Samples used for expressibility and entanglement. Default 200.

200
seed int
None

Returns:

Type Description
EncoderMetrics

detect_barren_plateau(encoder, dataset, *, cost_type='global')

Analytically estimate barren plateau risk for a quantum encoding.

No circuit simulation is performed. Risk is derived from qubit count using the theoretical gradient variance bounds:

  • Global cost (McClean et al. 2018): Var[∂C/∂θ] ≤ 2^(1−n) — exponential decay with qubit count.
  • Local cost (Cerezo et al. 2021): Var[∂C/∂θ] ≈ 1/n² — polynomial decay; strongly preferred for large circuits.

Parameters:

Name Type Description Default
encoder BaseEncoder

A QuPrep encoder.
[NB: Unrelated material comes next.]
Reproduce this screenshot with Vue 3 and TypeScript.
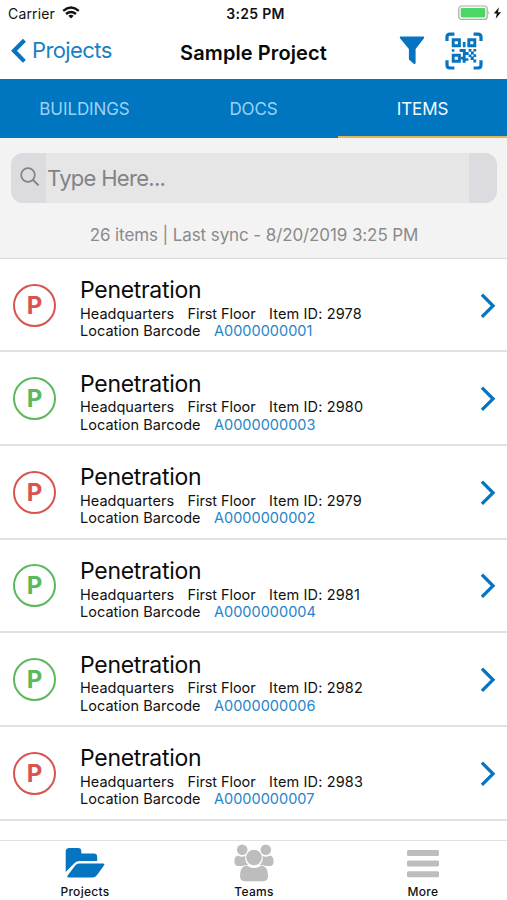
<script setup lang="ts">
interface Item {
  id: number
  barcode: string
  status: 'open' | 'done'
}

const tabs: string[] = ['BUILDINGS', 'DOCS', 'ITEMS']
const activeTab = 'ITEMS'

const items: Item[] = [
  { id: 2978, barcode: 'A0000000001', status: 'open' },
  { id: 2980, barcode: 'A0000000003', status: 'done' },
  { id: 2979, barcode: 'A0000000002', status: 'open' },
  { id: 2981, barcode: 'A0000000004', status: 'done' },
  { id: 2982, barcode: 'A0000000006', status: 'done' },
  { id: 2983, barcode: 'A0000000007', status: 'open' },
]
</script>

<template>
  <div class="screen">
    <div class="status-bar">
      <div class="carrier">
        <span>Carrier</span>
        <svg width="18" height="13" viewBox="0 0 18 13" fill="none" stroke="#111" stroke-width="2.4">
          <path d="M1.2 4.9Q9-1.7 16.8 4.9" />
          <path d="M4 8Q9 3.8 14 8" />
          <path d="M6.3 9.7Q9 7.7 11.7 9.7L9 12.6Z" fill="#111" stroke="none" />
        </svg>
      </div>
      <div class="clock">3:25 PM</div>
      <div class="power">
        <svg width="45" height="16" viewBox="0 0 45 16">
          <rect x=".8" y="1" width="28.4" height="13.4" rx="3" fill="#fff" stroke="#a9a9a9" stroke-width="1.2" />
          <rect x="2.7" y="2.9" width="24.6" height="9.6" rx="1.4" fill="#4bd764" />
          <path d="M30.4 5.4q1.8 2.2 0 4.6z" fill="#a9a9a9" />
          <path d="M41 2.2L35.8 8.6h3l-1.1 5.2 5.3-6.6h-3.1z" fill="#111" />
        </svg>
      </div>
    </div>

    <header class="nav-bar">
      <button class="back">
        <svg width="16" height="26" viewBox="0 0 16 26" fill="none" stroke="#0674bf" stroke-width="4.2">
          <path d="M14.4 2.2L4 12.8L14.4 23.4" />
        </svg>
        <span>Projects</span>
      </button>
      <h1>Sample Project</h1>
      <div class="actions">
        <svg class="filter" width="26" height="29" viewBox="0 0 26 29" fill="#0674bf">
          <path d="M1.3.5h23.4q1 .9.3 1.8L16.6 13v14.3q-.6 1.2-1.9.5l-4.2-3.7q-.6-.6-.6-1.4V13L1 2.3Q.3 1.2 1.3.5z" />
        </svg>
        <svg class="qr" width="38" height="38" viewBox="0 0 38 38" fill="#0674bf">
          <path d="M2 9V5.200q0-3 3-3h4.400M28.600 2.200h4.400q3 0 3 3V9M2 28.200v4.800q0 3 3 3h4.400M28.600 36h4.400q3 0 3-3v-4.800" fill="none" stroke="#0674bf" stroke-width="3.200" />
          <path d="M8.200 7.700h6.200v6h-6.200zM23.800 7.700h6v6h-6zM8.200 23.300h6.200v6h-6.200z" fill="none" stroke="#0674bf" stroke-width="2.900" />
          <path d="M17.800 10h2.700v5.200h-2.700zM6.800 17.200h2.600v2.500H6.800zM14.600 17h6.200v3h2.800v3h-3v3.200h2.800v2.600h-2.800v2h-3v-3.200h-1.700v-2.800h2V20h-3.300zM23.600 17h2.800v2.700h-2.800zM28.400 17h2.800v2.600h-2.800zM26 19.600h2.800v2.800H26zM23.600 22.400h2.800V25h-2.800zM28.400 22.200h2.800V25h-2.800zM25.600 24.600h3.200v3h2.400v2.800h-2.800V28h-2.800z" />
        </svg>
      </div>
    </header>

    <nav class="tabs">
      <button v-for="tab in tabs" :key="tab" :class="['tab', { active: tab === activeTab }]">{{ tab }}</button>
    </nav>

    <section class="search-area">
      <div class="search">
        <span class="search-lead">
          <svg width="20" height="20" viewBox="0 0 20 20" fill="none" stroke="#838387" stroke-width="1.7">
            <circle cx="8" cy="8" r="6.8" />
            <path d="M12.800 12.800L18.600 18.400" stroke-width="2" />
          </svg>
        </span>
        <span class="search-field">Type Here...</span>
        <span class="search-trail"></span>
      </div>
      <p class="sync">26 items | Last sync - 8/20/2019 3:25 PM</p>
    </section>

    <main class="list">
      <article v-for="item in items" :key="item.id" class="row">
        <div :class="['badge', item.status]">P</div>
        <div class="details">
          <h2>Penetration</h2>
          <div class="line meta">
            <span>Headquarters</span><span class="floor">First Floor</span><span class="item-id">Item ID: {{ item.id }}</span>
          </div>
          <div class="line location">
            <span class="label">Location Barcode</span><span class="code">{{ item.barcode }}</span>
          </div>
        </div>
        <svg class="chevron" width="16" height="26" viewBox="0 0 16 26" fill="none" stroke="#0674bf" stroke-width="3.300">
          <path d="M1.900 1.700L13 12.800L1.900 23.900" />
        </svg>
      </article>
    </main>

    <footer class="tab-bar">
      <div class="dest">
        <svg class="folder" width="40" height="32" viewBox="0 0 40 32" fill="#0674bf">
          <path d="M.7 25V4.500Q.7 1 4.200 1H13q3.300 0 3.300 3.300v2.200h12.500q3.400 0 3.400 3.400v4.200H15q-4 0-6.400 3z" />
          <path d="M14.300 16.500H38q2.400 0 .9 2.100l-7 9.600q-1.700 2.300-4.500 2.300H4q-3 0-1-2.600l7-9.200q1.700-2.200 4.300-2.200z" />
        </svg>
        <span>Projects</span>
      </div>
      <div class="dest">
        <svg class="people" width="40" height="38" viewBox="0 0 40 38" fill="#bdbdbd">
          <circle cx="8.200" cy="5.800" r="5.300" />
          <circle cx="31.800" cy="5.800" r="5.300" />
          <path d="M3.700 11.400q4.600 2.300 7.700.3-.9 6 2.900 9.200-4.200.1-5.800 1.100H3.300Q.4 21 .4 17.400q0-5 3.300-6z" />
          <path d="M36.300 11.400q-4.600 2.300-7.700.3.9 6-2.900 9.200 4.200.1 5.800 1.100h5.200q2.900-1 2.900-4.600 0-5-3.300-6z" />
          <circle cx="20" cy="13.500" r="7.800" />
          <path d="M12.600 21.400q7.400 5 14.800 0 6.600.8 6.600 10.600 0 5.200-4.400 5.200H10.400Q6 37.200 6 32q0-9.800 6.600-10.600z" />
        </svg>
        <span>Teams</span>
      </div>
      <div class="dest">
        <svg class="bars" width="32" height="28" viewBox="0 0 32 28" fill="#bdbdbd">
          <rect width="32" height="6" y="0" rx="1.500" />
          <rect width="32" height="6" y="10.600" rx="1.500" />
          <rect width="32" height="6" y="21.200" rx="1.500" />
        </svg>
        <span>More</span>
      </div>
    </footer>
  </div>
</template>

<style>
body {
  margin: 0;
  background: #fff;
}
</style>

<style scoped>
.screen {
  width: 507px;
  height: 900px;
  overflow: hidden;
  display: flex;
  flex-direction: column;
  background: #fff;
  color: #111;
  font-family: Inter, 'Liberation Sans', sans-serif;
}
button {
  border: 0;
  background: none;
  padding: 0;
  font: inherit;
}
h1,
h2,
p {
  margin: 0;
  font-weight: 400;
}
svg {
  display: block;
  flex: none;
}
.status-bar {
  height: 27px;
  flex: none;
  display: grid;
  grid-template-columns: 1fr auto 1fr;
  box-sizing: border-box;
  padding: 0 4px;
  font-size: 14px;
  line-height: 27px;
}
.carrier {
  display: flex;
  gap: 7px;
  padding-left: 4px;
  letter-spacing: 0.15px;
}
.carrier svg {
  margin-top: 6px;
}
.clock {
  font-weight: 600;
  letter-spacing: 0.3px;
  padding-left: 4px;
}
.power {
  display: flex;
  justify-content: flex-end;
}
.power svg {
  margin-top: 5px;
}
.nav-bar {
  height: 52px;
  flex: none;
  display: grid;
  grid-template-columns: 1fr auto 1fr;
  box-sizing: border-box;
  padding: 0 10px;
}
.back {
  display: flex;
  align-items: flex-start;
  gap: 6px;
  color: #1a80c6;
  font-size: 22px;
  letter-spacing: -0.6px;
  line-height: 46px;
}
.back svg {
  margin-top: 11px;
}
h1 {
  color: #080808;
  font-size: 20px;
  font-weight: 600;
  letter-spacing: 0.1px;
  line-height: 52px;
}
.actions {
  display: flex;
  justify-content: flex-end;
  gap: 20px;
  padding-right: 14px;
}
.filter {
  margin-top: 9px;
}
.qr {
  margin-top: 5px;
}
.tabs {
  height: 59px;
  flex: none;
  display: grid;
  grid-template-columns: repeat(3, 1fr);
  background: #0076c1;
}
.tab {
  color: #9bd2f3;
  font-size: 17px;
  letter-spacing: -0.1px;
  line-height: 57px;
  padding-top: 2px;
  height: 59px;
  box-sizing: border-box;
  border-bottom: 2px solid transparent;
}
.tab.active {
  color: #f4fbff;
  border-bottom-color: #e2b75c;
}
.search-area {
  height: 120px;
  flex: none;
  box-sizing: border-box;
  padding: 15px 10px 0 11px;
  background: #f3f3f3;
}
.search {
  height: 50px;
  display: flex;
  overflow: hidden;
  border-radius: 12px;
  background: #e6e6e6;
}
.search-lead {
  width: 35px;
  background: #dcdce0;
}
.search-lead svg {
  margin: 14px 0 0 9px;
}
.search-field {
  flex: 1;
  padding-left: 1px;
  color: #838387;
  font-size: 22px;
  letter-spacing: -0.7px;
  line-height: 50px;
}
.search-trail {
  width: 28px;
  background: #dcdce0;
}
.sync {
  color: #8a8a8a;
  font-size: 17px;
  letter-spacing: -0.1px;
  line-height: 30px;
  margin-top: 17px;
  text-align: center;
}
.list {
  height: 582px;
  flex: none;
  box-sizing: border-box;
}
.row {
  height: 93.65px;
  display: flex;
  box-sizing: border-box;
  border-bottom: 2px solid #e1e1e1;
  padding: 0 11px 0 13px;
}
.row:first-child {
  height: 94.4px;
  border-top: 1px solid #d9d9d9;
}
.badge {
  width: 43px;
  height: 43px;
  flex: none;
  box-sizing: border-box;
  margin-top: 24.8px;
  border: 2px solid;
  border-radius: 50%;
  font-size: 24px;
  font-weight: 700;
  line-height: 40px;
  text-align: center;
}
.badge.open {
  color: #d9534f;
}
.badge.done {
  color: #5cb85c;
}
.details {
  flex: 1;
  margin: 17.4px 0 0 24px;
}
h2 {
  color: #0c0c0c;
  font-size: 23px;
  letter-spacing: -0.3px;
  line-height: 28.5px;
}
.line {
  display: flex;
  gap: 13.4px;
  font-size: 14.5px;
  line-height: 17.4px;
  letter-spacing: 0.02px;
  white-space: nowrap;
}
.floor {
  letter-spacing: -0.08px;
}
.item-id {
  letter-spacing: 0.14px;
}
.code {
  color: #2585ca;
}
.chevron {
  margin-top: 33.6px;
}
.tab-bar {
  height: 60px;
  flex: none;
  display: grid;
  grid-template-columns: repeat(3, 1fr);
  box-sizing: border-box;
  border-top: 1px solid #e1e1e1;
  background: #fff;
}
.dest {
  display: flex;
  flex-direction: column;
  align-items: center;
  justify-content: flex-end;
  font-size: 12px;
  font-weight: 500;
  letter-spacing: 0.3px;
}
.dest span {
  padding-left: 1px;
  line-height: 16px;
}
.folder {
  margin-bottom: 5px;
}
.people {
  margin-bottom: 2px;
}
.bars {
  margin-bottom: 6px;
}
</style>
Does not need to be fitted.

required
dataset Dataset

Used only to determine qubit count and circuit depth via cost estimation.

required
cost_type ('global', local)

Cost function type used during training.

"global"

Returns:

Type Description
BarrenPlateauReport

Examples:

>>> import numpy as np
>>> import quprep as qd
>>> from quprep.core.dataset import Dataset
>>> ds = Dataset(data=np.random.default_rng(0).uniform(0, 1, (50, 8)))
>>> report = qd.detect_barren_plateau(qd.IQPEncoder(), ds)
>>> print(report.risk_level)
mild
References

McClean J.R. et al. "Barren plateaus in quantum neural network training landscapes." Nature Communications 9, 4812 (2018).

Cerezo M. et al. "Cost function dependent barren plateaus in shallow parametrized quantum circuits." Nature Communications 12, 1791 (2021).